DATA
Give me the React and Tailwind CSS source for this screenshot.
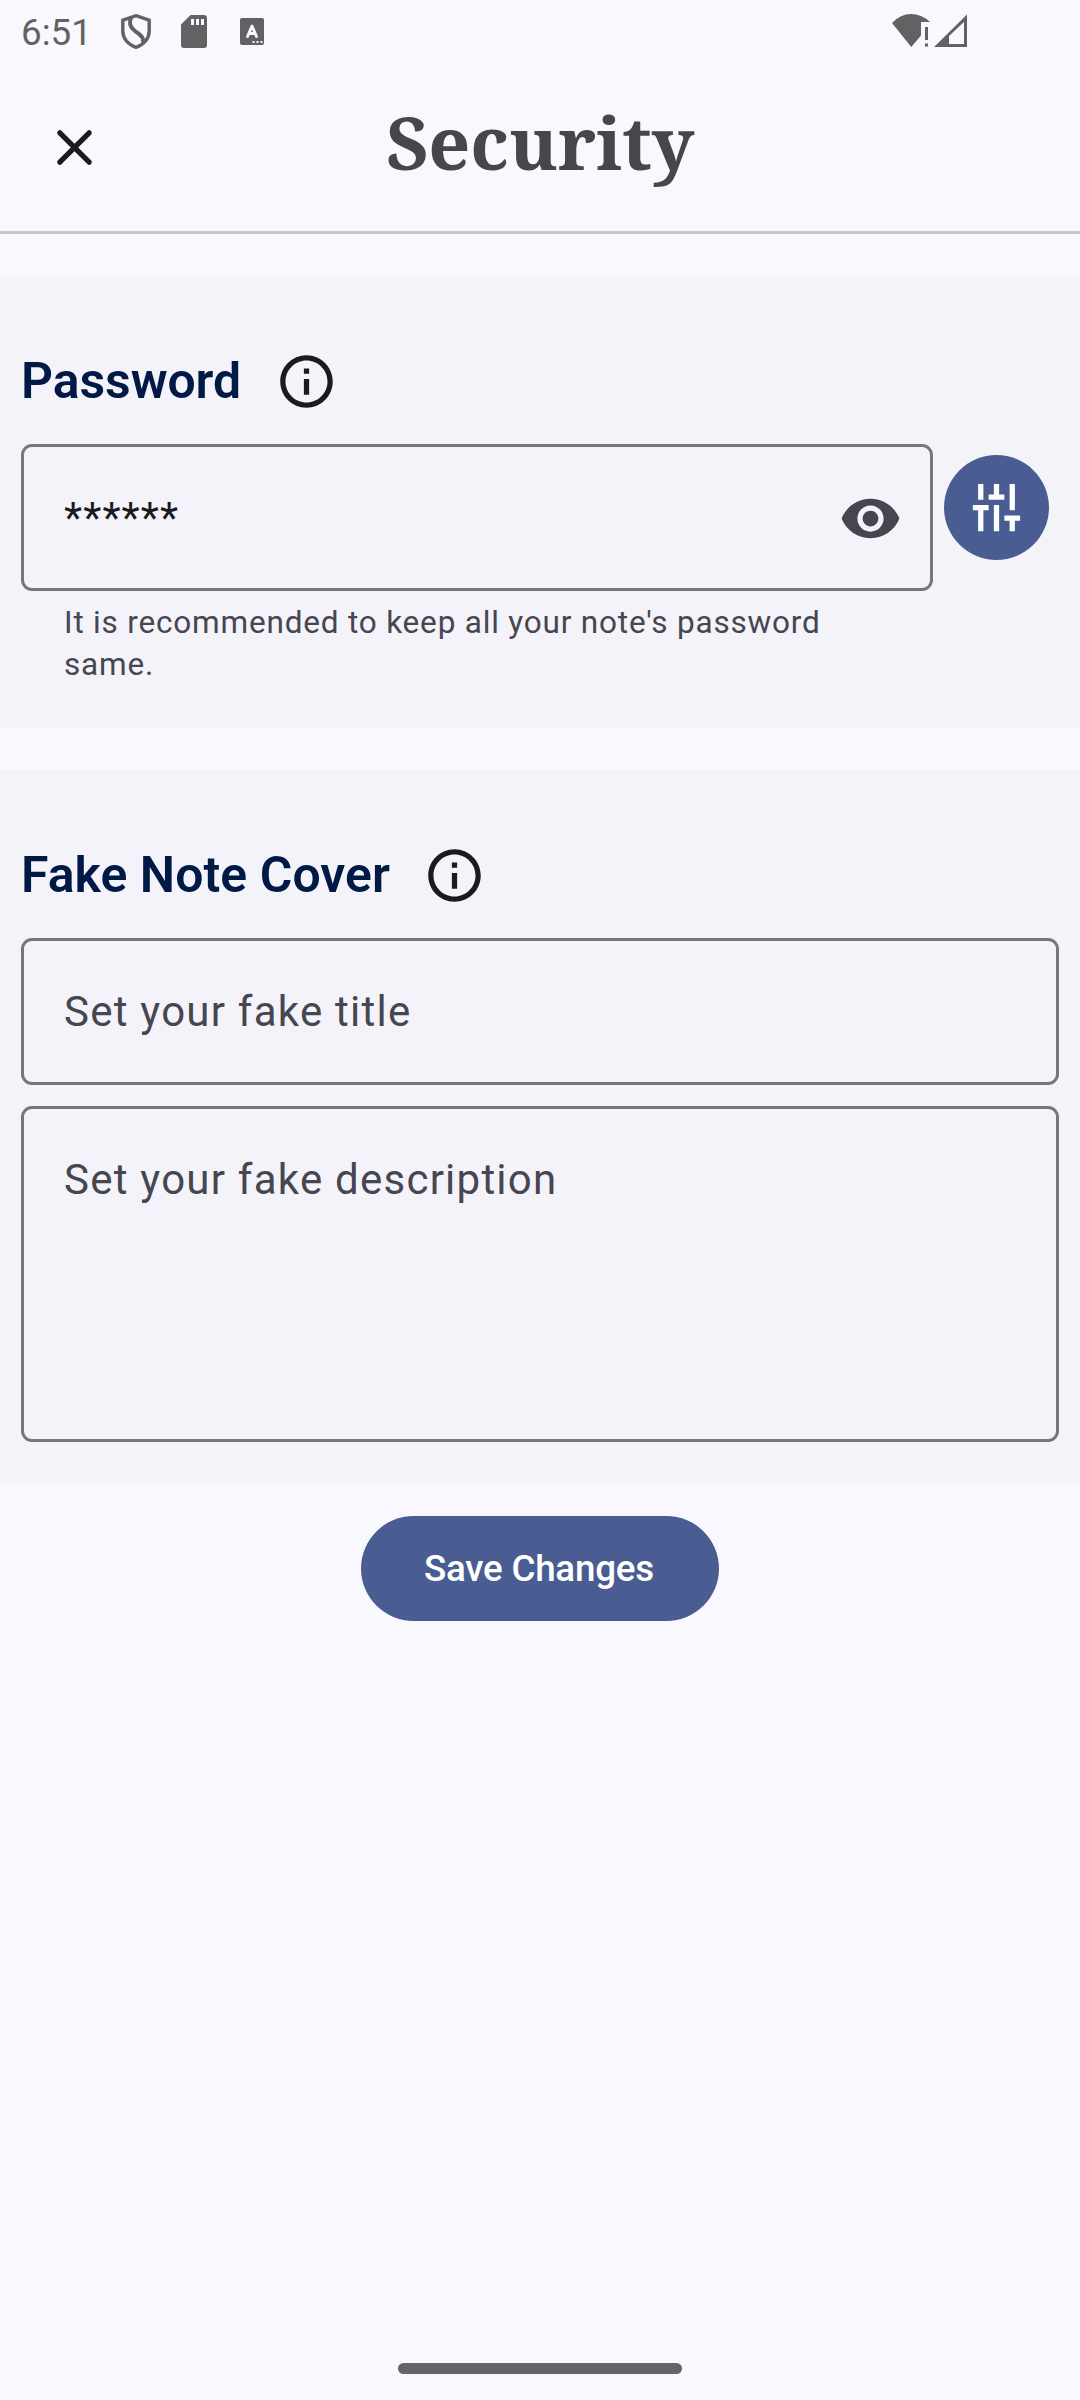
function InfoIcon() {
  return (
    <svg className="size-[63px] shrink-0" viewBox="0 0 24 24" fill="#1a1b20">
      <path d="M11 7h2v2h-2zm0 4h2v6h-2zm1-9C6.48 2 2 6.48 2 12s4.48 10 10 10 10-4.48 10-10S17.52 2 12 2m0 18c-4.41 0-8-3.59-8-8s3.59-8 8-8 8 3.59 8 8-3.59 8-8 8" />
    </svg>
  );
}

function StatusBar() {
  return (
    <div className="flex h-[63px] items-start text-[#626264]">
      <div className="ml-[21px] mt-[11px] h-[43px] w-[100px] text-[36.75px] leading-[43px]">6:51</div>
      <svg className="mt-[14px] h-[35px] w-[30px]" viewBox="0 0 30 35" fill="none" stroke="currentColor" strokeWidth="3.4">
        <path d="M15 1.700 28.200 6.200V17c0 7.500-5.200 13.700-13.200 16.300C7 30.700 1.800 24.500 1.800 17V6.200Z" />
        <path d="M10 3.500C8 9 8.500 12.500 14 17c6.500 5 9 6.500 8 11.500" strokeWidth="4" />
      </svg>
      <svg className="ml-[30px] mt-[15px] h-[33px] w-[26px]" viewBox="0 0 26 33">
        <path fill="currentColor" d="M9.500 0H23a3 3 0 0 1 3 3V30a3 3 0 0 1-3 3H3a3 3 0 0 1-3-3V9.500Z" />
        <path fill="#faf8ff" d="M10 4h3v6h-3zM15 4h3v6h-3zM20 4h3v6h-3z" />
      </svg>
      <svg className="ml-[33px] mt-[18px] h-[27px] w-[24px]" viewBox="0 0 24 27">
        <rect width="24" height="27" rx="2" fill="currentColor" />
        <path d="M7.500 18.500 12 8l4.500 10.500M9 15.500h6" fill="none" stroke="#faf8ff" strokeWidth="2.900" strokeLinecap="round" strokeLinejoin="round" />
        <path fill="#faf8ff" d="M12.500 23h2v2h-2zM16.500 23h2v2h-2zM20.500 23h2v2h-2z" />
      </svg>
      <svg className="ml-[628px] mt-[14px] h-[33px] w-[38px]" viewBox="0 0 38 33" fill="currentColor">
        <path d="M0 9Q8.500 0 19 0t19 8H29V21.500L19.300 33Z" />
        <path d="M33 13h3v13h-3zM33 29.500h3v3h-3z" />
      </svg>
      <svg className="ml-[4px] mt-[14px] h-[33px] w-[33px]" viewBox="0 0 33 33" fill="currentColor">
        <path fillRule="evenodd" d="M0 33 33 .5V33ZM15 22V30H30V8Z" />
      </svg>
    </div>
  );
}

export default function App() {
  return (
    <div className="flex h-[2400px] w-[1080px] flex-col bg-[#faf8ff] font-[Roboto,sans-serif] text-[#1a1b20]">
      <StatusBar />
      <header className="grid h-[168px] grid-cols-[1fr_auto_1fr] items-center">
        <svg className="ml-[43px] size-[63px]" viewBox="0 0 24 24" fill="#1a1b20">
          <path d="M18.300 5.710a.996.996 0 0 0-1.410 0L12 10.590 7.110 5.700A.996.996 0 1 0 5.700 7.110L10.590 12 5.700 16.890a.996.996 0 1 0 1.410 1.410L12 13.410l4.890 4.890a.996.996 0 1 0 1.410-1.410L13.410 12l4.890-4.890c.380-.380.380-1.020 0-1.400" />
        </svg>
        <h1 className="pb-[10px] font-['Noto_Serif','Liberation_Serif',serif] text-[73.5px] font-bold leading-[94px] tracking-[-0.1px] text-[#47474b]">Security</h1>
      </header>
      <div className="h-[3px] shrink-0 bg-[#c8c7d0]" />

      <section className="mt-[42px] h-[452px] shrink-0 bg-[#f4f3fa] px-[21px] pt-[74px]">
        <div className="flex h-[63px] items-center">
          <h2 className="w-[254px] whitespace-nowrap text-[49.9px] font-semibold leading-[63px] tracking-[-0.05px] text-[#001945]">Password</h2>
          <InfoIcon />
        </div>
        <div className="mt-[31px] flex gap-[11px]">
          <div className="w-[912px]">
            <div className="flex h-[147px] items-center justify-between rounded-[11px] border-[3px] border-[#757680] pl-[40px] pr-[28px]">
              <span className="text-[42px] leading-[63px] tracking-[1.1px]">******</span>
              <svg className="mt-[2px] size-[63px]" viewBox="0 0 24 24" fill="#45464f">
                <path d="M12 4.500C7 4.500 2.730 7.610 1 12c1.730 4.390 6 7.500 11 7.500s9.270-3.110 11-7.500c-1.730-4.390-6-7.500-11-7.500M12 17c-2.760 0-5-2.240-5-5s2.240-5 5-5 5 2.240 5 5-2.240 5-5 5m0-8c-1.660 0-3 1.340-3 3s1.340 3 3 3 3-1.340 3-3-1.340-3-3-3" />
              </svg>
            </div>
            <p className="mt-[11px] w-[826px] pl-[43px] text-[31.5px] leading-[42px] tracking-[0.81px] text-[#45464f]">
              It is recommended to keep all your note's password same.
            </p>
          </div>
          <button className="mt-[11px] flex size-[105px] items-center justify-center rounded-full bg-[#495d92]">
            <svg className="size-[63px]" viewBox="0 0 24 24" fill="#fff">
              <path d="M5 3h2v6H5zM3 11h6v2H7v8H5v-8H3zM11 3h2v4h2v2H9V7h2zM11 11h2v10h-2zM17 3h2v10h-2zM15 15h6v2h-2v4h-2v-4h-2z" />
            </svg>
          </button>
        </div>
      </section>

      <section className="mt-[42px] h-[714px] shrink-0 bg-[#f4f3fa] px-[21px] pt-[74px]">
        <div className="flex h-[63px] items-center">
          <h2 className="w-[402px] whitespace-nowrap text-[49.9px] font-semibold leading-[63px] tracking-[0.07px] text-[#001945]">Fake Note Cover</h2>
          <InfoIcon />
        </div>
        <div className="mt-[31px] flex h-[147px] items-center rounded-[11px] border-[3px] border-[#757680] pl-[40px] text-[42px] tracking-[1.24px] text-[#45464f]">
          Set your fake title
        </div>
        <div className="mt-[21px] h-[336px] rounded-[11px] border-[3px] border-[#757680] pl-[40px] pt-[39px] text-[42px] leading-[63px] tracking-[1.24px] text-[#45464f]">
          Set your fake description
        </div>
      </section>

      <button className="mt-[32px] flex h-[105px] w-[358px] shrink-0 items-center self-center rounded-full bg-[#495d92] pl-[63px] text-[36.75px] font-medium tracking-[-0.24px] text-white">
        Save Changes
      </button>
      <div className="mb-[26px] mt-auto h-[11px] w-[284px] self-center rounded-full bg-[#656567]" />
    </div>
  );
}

STATED PROBLEM
Leaving out the pictures, repeat the data above exactly.

THE REPLY
Give me the React and Tailwind CSS source for this screenshot.
function InfoIcon() {
  return (
    <svg className="size-[63px] shrink-0" viewBox="0 0 24 24" fill="#1a1b20">
      <path d="M11 7h2v2h-2zm0 4h2v6h-2zm1-9C6.48 2 2 6.48 2 12s4.48 10 10 10 10-4.48 10-10S17.52 2 12 2m0 18c-4.41 0-8-3.59-8-8s3.59-8 8-8 8 3.59 8 8-3.59 8-8 8" />
    </svg>
  );
}

function StatusBar() {
  return (
    <div className="flex h-[63px] items-start text-[#626264]">
      <div className="ml-[21px] mt-[11px] h-[43px] w-[100px] text-[36.75px] leading-[43px]">6:51</div>
      <svg className="mt-[14px] h-[35px] w-[30px]" viewBox="0 0 30 35" fill="none" stroke="currentColor" strokeWidth="3.4">
        <path d="M15 1.700 28.200 6.200V17c0 7.500-5.200 13.700-13.200 16.300C7 30.700 1.800 24.500 1.800 17V6.200Z" />
        <path d="M10 3.500C8 9 8.500 12.500 14 17c6.500 5 9 6.500 8 11.500" strokeWidth="4" />
      </svg>
      <svg className="ml-[30px] mt-[15px] h-[33px] w-[26px]" viewBox="0 0 26 33">
        <path fill="currentColor" d="M9.500 0H23a3 3 0 0 1 3 3V30a3 3 0 0 1-3 3H3a3 3 0 0 1-3-3V9.500Z" />
        <path fill="#faf8ff" d="M10 4h3v6h-3zM15 4h3v6h-3zM20 4h3v6h-3z" />
      </svg>
      <svg className="ml-[33px] mt-[18px] h-[27px] w-[24px]" viewBox="0 0 24 27">
        <rect width="24" height="27" rx="2" fill="currentColor" />
        <path d="M7.500 18.500 12 8l4.500 10.500M9 15.500h6" fill="none" stroke="#faf8ff" strokeWidth="2.900" strokeLinecap="round" strokeLinejoin="round" />
        <path fill="#faf8ff" d="M12.500 23h2v2h-2zM16.500 23h2v2h-2zM20.500 23h2v2h-2z" />
      </svg>
      <svg className="ml-[628px] mt-[14px] h-[33px] w-[38px]" viewBox="0 0 38 33" fill="currentColor">
        <path d="M0 9Q8.500 0 19 0t19 8H29V21.500L19.300 33Z" />
        <path d="M33 13h3v13h-3zM33 29.500h3v3h-3z" />
      </svg>
      <svg className="ml-[4px] mt-[14px] h-[33px] w-[33px]" viewBox="0 0 33 33" fill="currentColor">
        <path fillRule="evenodd" d="M0 33 33 .5V33ZM15 22V30H30V8Z" />
      </svg>
    </div>
  );
}

export default function App() {
  return (
    <div className="flex h-[2400px] w-[1080px] flex-col bg-[#faf8ff] font-[Roboto,sans-serif] text-[#1a1b20]">
      <StatusBar />
      <header className="grid h-[168px] grid-cols-[1fr_auto_1fr] items-center">
        <svg className="ml-[43px] size-[63px]" viewBox="0 0 24 24" fill="#1a1b20">
          <path d="M18.300 5.710a.996.996 0 0 0-1.410 0L12 10.590 7.110 5.700A.996.996 0 1 0 5.700 7.110L10.590 12 5.700 16.890a.996.996 0 1 0 1.410 1.410L12 13.410l4.890 4.890a.996.996 0 1 0 1.410-1.410L13.410 12l4.890-4.890c.380-.380.380-1.020 0-1.400" />
        </svg>
        <h1 className="pb-[10px] font-['Noto_Serif','Liberation_Serif',serif] text-[73.5px] font-bold leading-[94px] tracking-[-0.1px] text-[#47474b]">Security</h1>
      </header>
      <div className="h-[3px] shrink-0 bg-[#c8c7d0]" />

      <section className="mt-[42px] h-[452px] shrink-0 bg-[#f4f3fa] px-[21px] pt-[74px]">
        <div className="flex h-[63px] items-center">
          <h2 className="w-[254px] whitespace-nowrap text-[49.9px] font-semibold leading-[63px] tracking-[-0.05px] text-[#001945]">Password</h2>
          <InfoIcon />
        </div>
        <div className="mt-[31px] flex gap-[11px]">
          <div className="w-[912px]">
            <div className="flex h-[147px] items-center justify-between rounded-[11px] border-[3px] border-[#757680] pl-[40px] pr-[28px]">
              <span className="text-[42px] leading-[63px] tracking-[1.1px]">******</span>
              <svg className="mt-[2px] size-[63px]" viewBox="0 0 24 24" fill="#45464f">
                <path d="M12 4.500C7 4.500 2.730 7.610 1 12c1.730 4.390 6 7.500 11 7.500s9.270-3.110 11-7.500c-1.730-4.390-6-7.500-11-7.500M12 17c-2.760 0-5-2.240-5-5s2.240-5 5-5 5 2.240 5 5-2.240 5-5 5m0-8c-1.660 0-3 1.340-3 3s1.340 3 3 3 3-1.340 3-3-1.340-3-3-3" />
              </svg>
            </div>
            <p className="mt-[11px] w-[826px] pl-[43px] text-[31.5px] leading-[42px] tracking-[0.81px] text-[#45464f]">
              It is recommended to keep all your note's password same.
            </p>
          </div>
          <button className="mt-[11px] flex size-[105px] items-center justify-center rounded-full bg-[#495d92]">
            <svg className="size-[63px]" viewBox="0 0 24 24" fill="#fff">
              <path d="M5 3h2v6H5zM3 11h6v2H7v8H5v-8H3zM11 3h2v4h2v2H9V7h2zM11 11h2v10h-2zM17 3h2v10h-2zM15 15h6v2h-2v4h-2v-4h-2z" />
            </svg>
          </button>
        </div>
      </section>

      <section className="mt-[42px] h-[714px] shrink-0 bg-[#f4f3fa] px-[21px] pt-[74px]">
        <div className="flex h-[63px] items-center">
          <h2 className="w-[402px] whitespace-nowrap text-[49.9px] font-semibold leading-[63px] tracking-[0.07px] text-[#001945]">Fake Note Cover</h2>
          <InfoIcon />
        </div>
        <div className="mt-[31px] flex h-[147px] items-center rounded-[11px] border-[3px] border-[#757680] pl-[40px] text-[42px] tracking-[1.24px] text-[#45464f]">
          Set your fake title
        </div>
        <div className="mt-[21px] h-[336px] rounded-[11px] border-[3px] border-[#757680] pl-[40px] pt-[39px] text-[42px] leading-[63px] tracking-[1.24px] text-[#45464f]">
          Set your fake description
        </div>
      </section>

      <button className="mt-[32px] flex h-[105px] w-[358px] shrink-0 items-center self-center rounded-full bg-[#495d92] pl-[63px] text-[36.75px] font-medium tracking-[-0.24px] text-white">
        Save Changes
      </button>
      <div className="mb-[26px] mt-auto h-[11px] w-[284px] self-center rounded-full bg-[#656567]" />
    </div>
  );
}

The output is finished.